Son of a bitch. This definitely sounds like the work of BE:
Bernie Ecclestone is up to something… The sport’s 83-year-old chief executive turned up on Friday in Sepang, and after cracking a joke about how he wishes “he could get it up”, he found the engine noise not as bad as he had feared, but he still wants more noise.
Away from the engine sound, which hopefully will drop off the agenda in the next few races, rumours were hanging in the hot, humid air that Ecclestone was planning an audacious bid to regain ownership of Formula One.
The theory goes that he has been talking down the sport in an attempt to make CVC Capital Partners keener to sell.
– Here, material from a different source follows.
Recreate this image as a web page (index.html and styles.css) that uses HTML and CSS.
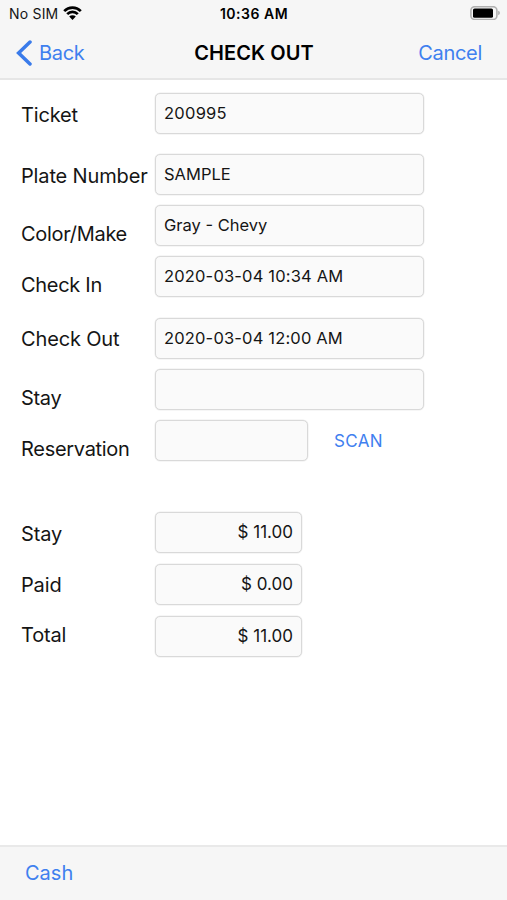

He would then look for the help of Dietrich Mateschitz, Red Bull’s owner, Ferrari, and his vast array of business contacts to regain a controlling stake in Formula One. There are many possible complications, including where his trial for bribery sits in the scheme of things, but the rumours have been building with each passing day.
On Saturday night he dined with Christian Horner, Red Bull’s team principal and his nominated successor, and the publicity shy Donald Mackenzie, co-founder of CVC. Who knows what was discussed, but the following morning Ecclestone then had breakfast with Toto Wolff, Mercedes head of motorsport in a hotel near the circuit.
Mercedes are thought to be one potential obstacle, given their issues over compliance if Ecclestone is found guilty of bribery, so was this a case of the 83-year-old putting a proposition to them? Impossible to say at this stage. Then again, it’s not as if Ecclestone is ever short of potential dining companions…
 
So the trial started, his defence is he was blackmailed into bribing him. Although pretty much everyone knows he's guilty, how much is Paddy power offering for an acquittal, it must be odds on.